One of the heralded reasons for the FTC/DOJ Antitrust to chill M&A activity is to make it easier for startups. It’s difficult to see how this can be the case when they have closed the door on strategic takeouts for these promising ventures. Yet, outsourcing R&D and risk-taking to smaller, more nimble outfits is still necessary.
So, the big players go around the authorities to do a back-door acquihire. They take on the key employees and then license the startup’s IP. They get what they want, but it’s not an acquisition, per se.
Your move, regulators.
‘At least three once-hot AI startups have been rescued via a new type of deal that many in the tech industry say are acquisitions in everything but name. These deals have the advantage of skirting the typical regulatory process at a time when big tech’s growing control over generative AI is being scrutinized by governments.
‘On Friday, Character.AI announced a deal for Google to use its technology and hire many of its researchers and executives, including its co-founders Noam Shazeer and Daniel De Freitas. Google negotiated a licensing fee worth $2 billion for the startup’s technology to help buy out early investors, people familiar with the matter said.
‘The two companies considered an outright acquisition, but concluded that was unlikely to get past regulators, according to a person familiar with the matter.’
Biden Does a Stealth Medicare Rewrite
The reform of the healthcare system in the past ten years is, to simplify, a movement to push as much of the cost burden on to insurers while limiting their ability to pass this higher tax onto beneficiaries, up until the point that insurers leave the market.
Consumers don’t like restricted choice. Timing is everything.
‘The political problem is that seniors would be notified of these premium spikes shortly before the election. Thus the Centers for Medicare and Medicaid did damage control last week. CMS usually announces preliminary Part D premiums in July. Not this year. Instead, CMS unveiled a “demonstration project” that would impose “a year-over-year increase limit of $35” for premiums while boosting payments to insurers.
‘CMS gave insurers until Monday to sign up. Medicare demonstration projects are supposed to test new payment approaches on a small scale before CMS implements them more broadly. That’s not what CMS is doing. Instead, the agency is revising Democrats’ handiwork to mitigate the political harm before the election.’
The Constitution and Your Cellphone Bill
Did Congress intend to delegate its taxation powers to private corporations?
Because that seems wrong, I think.
‘“In the Telecommunications Act of 1996,” Judge Andrew Oldham writes in Consumers’ Research v. FCC, “Congress delegated its taxing power to the Federal Communications Commission. FCC then subdelegated the taxing power to a private corporation.
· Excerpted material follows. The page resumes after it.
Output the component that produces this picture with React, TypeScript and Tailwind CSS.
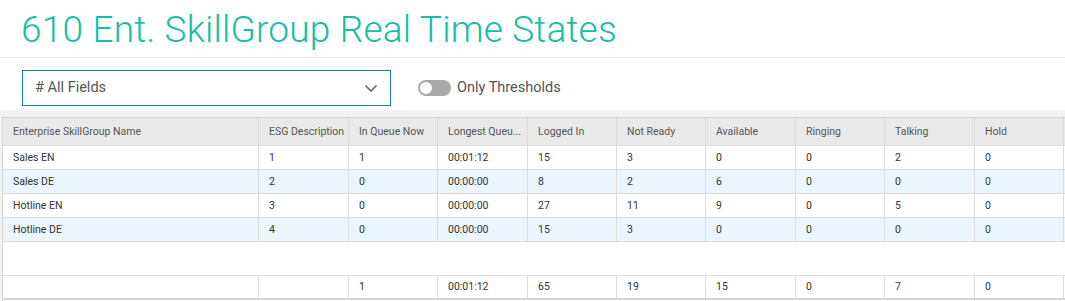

That private corporation, in turn, relied on for-profit telecommunications companies to determine how much American citizens would be forced to pay.” The majority says this subcontracting of Congressional power violates the Constitution.’
Google loses massive antitrust case over search, will appeal ruling
The payments Google made to the large browser companies like Apple seem to be compensation for keeping their mouths shut. Google was already a monopoly, natural or not. Even if Google paid nothing and people were given the choice of default search engine, Google would still be dominant, in all likelihood.
The payments were likely unnecessary.
Let’s say Google, for other reasons, was forced to split up. The tsunami of free cash flow that Google generates dilutes capital allocation discipline. So, forcing them to get out of those different businesses (perhaps with the exception of YouTube) would be good for the company.
Did Google really lose?
‘Mehta said that Google abused its monopoly power over the search business in part by paying companies like Apple to present its search engine as the default choice on their devices and web browsers. The Justice Department and states filed the antitrust suit against Google in 2020, which kicked off in court in September 2023.’